INSTRUCTION:
Extract all lines in the data that contain the word "components".

+-------+

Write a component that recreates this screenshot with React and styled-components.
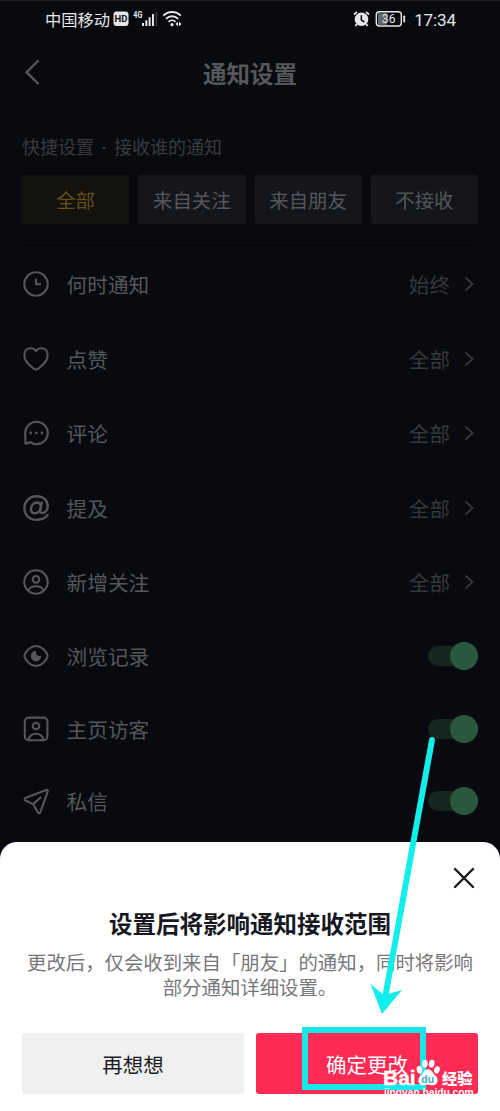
import styled, { createGlobalStyle } from "styled-components";

const GlobalStyle = createGlobalStyle`
  * {
    box-sizing: border-box;
  }

  body {
    margin: 0;
    font-family: "Noto Sans CJK SC", "Noto Sans", sans-serif;
  }
`;

const Phone = styled.div`
  position: relative;
  display: flex;
  flex-direction: column;
  width: 500px;
  height: 1111px;
  overflow: hidden;
  background: #090a0f;
  border-top: 1px solid #1b1d20;
`;

const StatusBar = styled.div`
  display: flex;
  align-items: center;
  justify-content: space-between;
  height: 36px;
  padding: 0 44px 0 45px;
  color: #e6e6e9;
  font-size: 16.3px;
  line-height: 36px;
`;

const StatusGroup = styled.div`
  display: flex;
  align-items: center;
  height: 36px;
`;

const Clock = styled.span`
  margin-left: 7px;
  padding-top: 1px;
  font-family: Roboto, "Noto Sans", sans-serif;
  font-size: 17px;
  letter-spacing: -0.1px;
`;

const NavBar = styled.div`
  display: grid;
  grid-template-columns: 40px 1fr 40px;
  align-items: center;
  height: 72px;
  padding: 0 22px;
`;

const NavTitle = styled.h1`
  margin: 0;
  color: #56575b;
  font-size: 23.5px;
  font-weight: 700;
  line-height: 34px;
  text-align: center;
`;

const SectionLabel = styled.div`
  height: 66px;
  padding: 24px 22px 0;
  color: #393a3f;
  font-size: 18px;
  line-height: 27px;
  white-space: pre;
`;

const Dot = styled.span`
  display: inline-block;
  width: 20px;
  font-family: "Noto Sans", sans-serif;
  text-align: center;
`;

const Chips = styled.div`
  display: grid;
  grid-template-columns: repeat(4, 1fr);
  gap: 9px;
  margin: 0 22px;
  padding-bottom: 18px;
  border-bottom: 1px solid #0f1015;
`;

const Chip = styled.button`
  height: 49px;
  padding: 0 0 1px;
  border: none;
  border-radius: 2px;
  background: ${(p) => (p.$active ? "#14120d" : "#15161b")};
  color: ${(p) => (p.$active ? "#64501c" : "#55565b")};
  font-family: inherit;
  font-size: 19.4px;
`;

const List = styled.div`
  padding: 4px 22px 0;
`;

const Row = styled.div`
  display: flex;
  align-items: center;
  height: ${(p) => (p.$toggle ? "72.7px" : "74.5px")};
`;

const RowIcon = styled.svg`
  width: 28px;
  height: 28px;
  fill: none;
  stroke: #55565b;
  stroke-width: 2.1;
  stroke-linecap: round;
  stroke-linejoin: round;
`;

const RowLabel = styled.span`
  flex: 1;
  margin-left: 16.5px;
  color: #55565b;
  font-size: 20.7px;
  line-height: 30px;
`;

const RowValue = styled.span`
  margin-right: 14px;
  color: #36373c;
  font-size: 20.6px;
  line-height: 30px;
`;

const Chevron = styled.svg`
  width: 10px;
  height: 16px;
  margin-right: 4px;
  fill: none;
  stroke: #36373c;
  stroke-width: 1.8;
`;

const Switch = styled.div`
  display: flex;
  align-items: center;
  justify-content: flex-end;
  width: 50px;
  height: 20px;
  border-radius: 10px;
  background: #16271f;
`;

const Knob = styled.div`
  width: 28px;
  height: 28px;
  border-radius: 50%;
  background: #2a583e;
`;

const Sheet = styled.section`
  position: absolute;
  left: 0;
  right: 0;
  bottom: 0;
  display: flex;
  flex-direction: column;
  height: 269.5px;
  padding: 0 22px;
  border-radius: 17px 17px 0 0;
  background: #fff;
`;

const CloseButton = styled.button`
  align-self: flex-end;
  height: 64px;
  padding: 11px 3px 0 0;
  border: none;
  background: none;
`;

const SheetTitle = styled.h2`
  margin: 0;
  color: #17181f;
  font-size: 23.5px;
  font-weight: 700;
  line-height: 34px;
  text-align: center;
`;

const SheetText = styled.p`
  height: 93px;
  margin: 0;
  padding-top: 9px;
  color: #77777b;
  font-size: 19.4px;
  line-height: 25.6px;
  text-align: center;
  white-space: nowrap;
`;

const Actions = styled.div`
  display: grid;
  grid-template-columns: 1fr 1fr;
  gap: 12px;
`;

const ActionButton = styled.button`
  height: 61px;
  padding: 1px 0 0;
  border: none;
  border-radius: 3px;
  background: ${(p) => (p.$primary ? "#fe2b55" : "#f0f0f0")};
  color: ${(p) => (p.$primary ? "#fff" : "#1b1c22")};
  font-family: inherit;
  font-size: 20.5px;
`;

const Highlight = styled.div`
  position: absolute;
  left: 302px;
  top: 1026px;
  width: 124px;
  height: 63px;
  border: 6px solid #1ae6ea;
`;

const Arrow = styled.svg`
  position: absolute;
  left: 360px;
  top: 729px;
  width: 90px;
  height: 290px;
`;

const Watermark = styled.div`
  position: absolute;
  left: 383px;
  top: 1056px;
  width: 92px;
  color: #fff;
  font-family: "Liberation Sans", "Noto Sans CJK SC", sans-serif;
  font-weight: 700;
`;

const Brand = styled.div`
  display: flex;
  align-items: flex-end;
  height: 30px;
  font-size: 21px;
  line-height: 19px;
`;

const BrandLatin = styled.span`
  width: 32px;
  -webkit-text-stroke: 0.4px #fff;
`;

const BrandCn = styled.span`
  margin-left: 1px;
  font-family: "Noto Sans CJK SC", sans-serif;
  font-size: 15.3px;
  font-weight: 900;
`;

const Site = styled.div`
  padding-left: 1px;
  font-size: 10.3px;
  line-height: 12px;
  letter-spacing: -0.05px;
`;

const icons = {
  clock: (
    <>
      <circle cx="14" cy="14" r="11.7" />
      <path d="M14 8.5V14.3H19" strokeLinecap="butt" />
    </>
  ),
  heart: (
    <path d="M14 24.6C12.7 24.6 2.4 18 2.4 10.2C2.4 6 5 3.2 8.5 3.2C11 3.2 13 4.4 14 6.1C15 4.4 17 3.2 19.5 3.2C23 3.2 25.6 6 25.6 10.2C25.6 18 15.3 24.6 14 24.6Z" />
  ),
  comment: (
    <>
      <path d="M3.2 14A11.3 11.2 0 1 1 14.5 25.2C12 25.2 10 24.5 8.3 23.2C6.8 24.3 5.2 24.6 3.4 24.5V20.5C3.4 18 3.2 16.5 3.2 14Z" />
      <g fill="#55565b" stroke="none">
        <circle cx="8.7" cy="14" r="1.4" />
        <circle cx="14.3" cy="14" r="1.4" />
        <circle cx="19.9" cy="14" r="1.4" />
      </g>
    </>
  ),
  mention: (
    <g strokeWidth="2.4">
      <path d="M25.6 21C23 24.2 19 25.8 14.5 25.8C7.6 25.8 2.4 21 2.4 14.2C2.4 7 7.6 2.3 14.6 2.3C21 2.3 25.7 6.1 25.7 11.8C25.7 15.8 23.5 19 20.6 19C18.6 19 17.9 17.7 18.3 15.7L19.8 8.4" />
      <path d="M18.9 12.2C18.6 9.9 17.3 8.5 15 8.5C11.6 8.5 9 11.5 9 15C9 17.6 10.4 19.3 12.8 19.3C15.7 19.3 18 17 18.7 13.8" />
    </g>
  ),
  follower: (
    <>
      <circle cx="14" cy="14" r="11.7" />
      <circle cx="14" cy="11.3" r="3.3" />
      <path d="M6.5 22C8 19.3 11 18.2 14 18.2S20 19.3 21.5 22" />
    </>
  ),
  eye: (
    <>
      <path d="M2.2 14C3.8 8.5 8.8 4 14 4S24.2 8.5 25.8 14C24.2 19.5 19.2 24 14 24S3.8 19.5 2.2 14Z" />
      <path
        d="M14 8.8A5.2 5.2 0 1 0 19.2 14C17.5 14.2 15.8 13.9 14.9 13.1C14 12.1 13.8 10.5 14 8.8Z"
        fill="#55565b"
        stroke="none"
      />
    </>
  ),
  visitor: (
    <>
      <rect x="2.8" y="2.6" width="22.6" height="22.6" rx="4" />
      <circle cx="14" cy="11" r="3.3" />
      <path d="M6.5 25C7.5 20.6 10.5 18.8 14 18.8S20.5 20.6 21.5 25" />
    </>
  ),
  message: (
    <>
      <path d="M24.3 3L3.8 10.7C2.2 11.4 2.2 13.1 3.8 13.8L11.1 17.1L15.6 25.1C16.4 26.6 18 26.4 18.5 24.9L25.7 4.6C26 3.5 25.3 2.7 24.3 3Z" />
      <path d="M11.1 17.1L18.5 10.5" />
    </>
  ),
};

const rows = [
  { icon: "clock", label: "何时通知", value: "始终" },
  { icon: "heart", label: "点赞", value: "全部" },
  { icon: "comment", label: "评论", value: "全部" },
  { icon: "mention", label: "提及", value: "全部" },
  { icon: "follower", label: "新增关注", value: "全部" },
  { icon: "eye", label: "浏览记录" },
  { icon: "visitor", label: "主页访客" },
  { icon: "message", label: "私信" },
];

const chips = ["全部", "来自关注", "来自朋友", "不接收"];

const SignalIcons = () => (
  <svg width="72" height="24" viewBox="0 0 72 24" fill="#e6e6e9">
    <rect x="3.5" y="4.5" width="15" height="14.5" rx="3" />
    <text
      x="11"
      y="15.3"
      fill="#15161a"
      fontFamily="Roboto, sans-serif"
      fontSize="9.5"
      fontWeight="700"
      textAnchor="middle"
    >
      HD
    </text>
    <text
      x="23.3"
      y="11"
      fontFamily="Roboto, sans-serif"
      fontSize="9.5"
      fontWeight="700"
      textLength="9"
      lengthAdjust="spacingAndGlyphs"
    >
      4G
    </text>
    <rect x="32" y="16" width="2" height="3" />
    <rect x="35.3" y="13.3" width="2" height="5.7" />
    <rect x="38.6" y="10.3" width="2" height="8.7" />
    <rect x="42" y="7" width="2" height="12" />
    <rect x="45.6" y="4.5" width="1.6" height="14.5" fill="#3b3c40" />
    <g fill="none" stroke="#e6e6e9" strokeWidth="1.8">
      <path d="M53.3 8.6C58.2 3.8 66 3.8 70.8 8.6" />
      <path d="M56 11.8C59.4 8.4 64.7 8.4 68.1 11.8" />
      <path d="M58.6 14.8C60.6 12.9 63.6 12.9 65.5 14.8" />
    </g>
    <circle cx="62" cy="17.7" r="1.6" />
    <path d="M65.5 17L68 14.8V19.2ZM71.6 17L69 14.8V19.2Z" />
  </svg>
);

const AlarmIcon = () => (
  <svg width="17" height="18" viewBox="0 0 17 18">
    <circle cx="8.5" cy="9.2" r="6.8" fill="#e6e6e9" />
    <path
      d="M1 4.5L4 1.8M16 4.5L13 1.8M3.8 14L2.4 16M13.2 14L14.6 16"
      stroke="#e6e6e9"
      strokeWidth="1.8"
    />
    <path
      d="M8.3 5.2V9.8L11.3 12"
      fill="none"
      stroke="#15161a"
      strokeWidth="1.6"
    />
  </svg>
);

const BatterySvg = styled.svg`
  margin-left: 5px;
`;

const BatteryIcon = () => (
  <BatterySvg width="32" height="18" viewBox="0 0 32 18">
    <rect x="3" y="3.2" width="9" height="11.6" fill="#65666b" />
    <rect
      x="1.3"
      y="1.8"
      width="25"
      height="14.2"
      rx="3"
      fill="none"
      stroke="#e6e6e9"
      strokeWidth="1.4"
    />
    <rect x="28.3" y="5.5" width="1.8" height="7" rx="0.8" fill="#e6e6e9" />
    <text
      x="13.8"
      y="13.2"
      fill="#e6e6e9"
      fontFamily="Roboto, sans-serif"
      fontSize="12"
      textAnchor="middle"
    >
      36
    </text>
  </BatterySvg>
);

const Paw = () => (
  <svg width="26" height="29" viewBox="0 0 27 29" fill="#fff">
    <ellipse cx="4.6" cy="11.6" rx="2.9" ry="3.9" transform="rotate(-12 4.6 11.6)" />
    <ellipse cx="10.3" cy="5.3" rx="2.9" ry="4.1" />
    <ellipse cx="17.3" cy="5.3" rx="2.9" ry="4.1" transform="rotate(10 17.3 5.3)" />
    <ellipse cx="22.8" cy="11.8" rx="2.9" ry="3.8" transform="rotate(15 22.8 11.8)" />
    <path d="M13.5 11C17.5 11 18.5 15.5 21.5 18C24.8 20.8 24 27.5 19 27.7C16.5 27.8 15.5 27.2 13.5 27.2S10.2 27.8 8 27.7C2.8 27.5 2.2 21 5.6 18C8.6 15.4 9.5 11 13.5 11Z" />
    <text
      x="13.2"
      y="25"
      fill="#43aebf"
      fontFamily="Liberation Sans, sans-serif"
      fontSize="11"
      fontWeight="700"
      textAnchor="middle"
    >
      du
    </text>
  </svg>
);

const App = () => {
  return (
    <>
      <GlobalStyle />
      <Phone>
        <StatusBar>
          <StatusGroup>
            中国移动
            <SignalIcons />
          </StatusGroup>
          <StatusGroup>
            <AlarmIcon />
            <BatteryIcon />
            <Clock>17:34</Clock>
          </StatusGroup>
        </StatusBar>

        <NavBar>
          <svg width="20" height="28" viewBox="0 0 20 28" fill="none">
            <path
              d="M16.5 1.5L4.5 13.2L16.5 25"
              stroke="#55565b"
              strokeWidth="2.4"
            />
          </svg>
          <NavTitle>通知设置</NavTitle>
        </NavBar>

        <SectionLabel>
          快捷设置<Dot>·</Dot>接收谁的通知
        </SectionLabel>
        <Chips>
          {chips.map((name, i) => (
            <Chip key={name} $active={i === 0}>
              {name}
            </Chip>
          ))}
        </Chips>

        <List>
          {rows.map(({ icon, label, value }) => (
            <Row key={label} $toggle={!value}>
              <RowIcon viewBox="0 0 28 28">{icons[icon]}</RowIcon>
              <RowLabel>{label}</RowLabel>
              {value ? (
                <>
                  <RowValue>{value}</RowValue>
                  <Chevron viewBox="0 0 10 16">
                    <path d="M1.5 1.5L8.5 8L1.5 14.5" />
                  </Chevron>
                </>
              ) : (
                <Switch>
                  <Knob />
                </Switch>
              )}
            </Row>
          ))}
        </List>

        <Sheet>
          <CloseButton aria-label="关闭">
            <svg width="22" height="22" viewBox="0 0 22 22" fill="none">
              <path
                d="M2 2L20 20M20 2L2 20"
                stroke="#17181f"
                strokeWidth="2.4"
                strokeLinecap="round"
              />
            </svg>
          </CloseButton>
          <SheetTitle>设置后将影响通知接收范围</SheetTitle>
          <SheetText>
            更改后，仅会收到来自「朋友」的通知，同时将影响
            <br />
            部分通知详细设置。
          </SheetText>
          <Actions>
            <ActionButton>再想想</ActionButton>
            <ActionButton $primary>确定更改</ActionButton>
          </Actions>
        </Sheet>

        <Highlight />
        <Arrow viewBox="0 0 90 290">
          <path
            d="M72 10L25 268"
            stroke="#12eeea"
            strokeWidth="6"
            strokeLinecap="round"
          />
          <path d="M22 284L10.5 254L24 265L42 260Z" fill="#12eeea" />
        </Arrow>
        <Watermark>
          <Brand>
            <BrandLatin>Bai</BrandLatin>
            <Paw />
            <BrandCn>经验</BrandCn>
          </Brand>
          <Site>jingyan.baidu.com</Site>
        </Watermark>
      </Phone>
    </>
  );
};

export default App;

+-------+

SOLUTION FOR THIS TASK:
Write a component that recreates this screenshot with React and styled-components.
import styled, { createGlobalStyle } from "styled-components";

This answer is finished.